En República Dominicana, en los últimos cinco años, diversas comunidades han denunciado públicamente ser víctimas de desalojos forzosos a manos de autoridades policiales y militares. Sitios como La Mina en San Isidro, Freddy Beras Goico en Los Alcarrizos, La Ciénega y Los Guandules en Domingo Savio, Barceló en Santiago de los Caballeros, entre otros sectores, han sido despojados de sus viviendas, de su zona de confort, de su legado, de su arraigo. Pero, ¿es esto violencia? Veamos.
La Organización Mundial de la Salud (OMS) define la violencia como “el uso intencional de la fuerza o el poder físico, de hecho o como amenaza, contra uno mismo, otra persona o un grupo o comunidad, que cause o tenga muchas probabilidades de causar lesiones, muerte, daños psicológicos, trastornos del desarrollo o privaciones.” Según la OMS, existen diversos tipos de violencia como autoinfligida, interpersonal y colectiva.
Esta última puede manifestarse a través de actos violentos sociales, políticos y económicos. Curiosamente, los desalojos forzosos califican dentro estas tres categorías. Pero retrocedamos un poco y veamos que es un desalojo forzoso.
El Comité de Derechos Económicos, Sociales y Culturales (CDESC) de la Organización de las Naciones Unidas (ONU) define el desalojo forzoso como “el hecho de hacer salir a personas, familias y/o comunidades de los hogares y/o las tierras que ocupan, en forma permanente o provisional, sin ofrecerles medios apropiados de protección legal o de otra índole ni permitirles su acceso a ellos.” Estos pueden originarse por situaciones de violencia, conflictos sobre derechos de tierras y proyectos de desarrollo e infraestructura.
Vistas estas definiciones, podemos plantear que los actos cometidos en las comunidades citadas anteriormente, constituyen el ejercicio de la violencia. El hecho de desalojar a una comunidad, no implica solo destruir una casa, es una forma de invisibilizar y violentar el esfuerzo de crear un espacio, físico y social, para el desarrollo de una persona o familia. Es destruir las memorias y arraigo construidos durante toda una vida. Es pisotear el derecho inherente de vivir dignamente.
Este tipo de violencia ha clavado sus garras en nuestro país, y cada vez más, la lista de víctimas aumenta. Lo preocupante del caso es que las autoridades, responsables de velar por el bienestar de la sociedad, hacen caso omiso al clamor de los y las afectados y afectadas, como si no fuera su problema.

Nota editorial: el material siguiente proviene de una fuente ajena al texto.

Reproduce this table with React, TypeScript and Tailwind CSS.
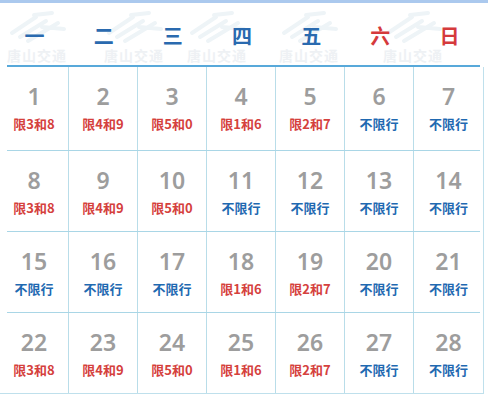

Es tiempo de hacer cumplir el Art.59 de nuestra Constitución, en donde se declara que “toda persona tiene derecho a una vivienda digna con servicios básicos esenciales. El Estado debe fijar las condiciones necesarias para hacer efectivo este derecho y promover planes de viviendas y asentamientos humanos de interés social.”
Basta de hacerse de la vista gorda ante estos actos violentos, basta de calificar como “invasores” a las familias, basta de vulnerar el derecho a una vivienda y hábitat digno.
Si no tomamos cartas en el asunto como país, esta práctica seguirá multiplicándose, como si fuera una de las plagas bíblicas, quitando vidas y derechos, a todo aquel que toca.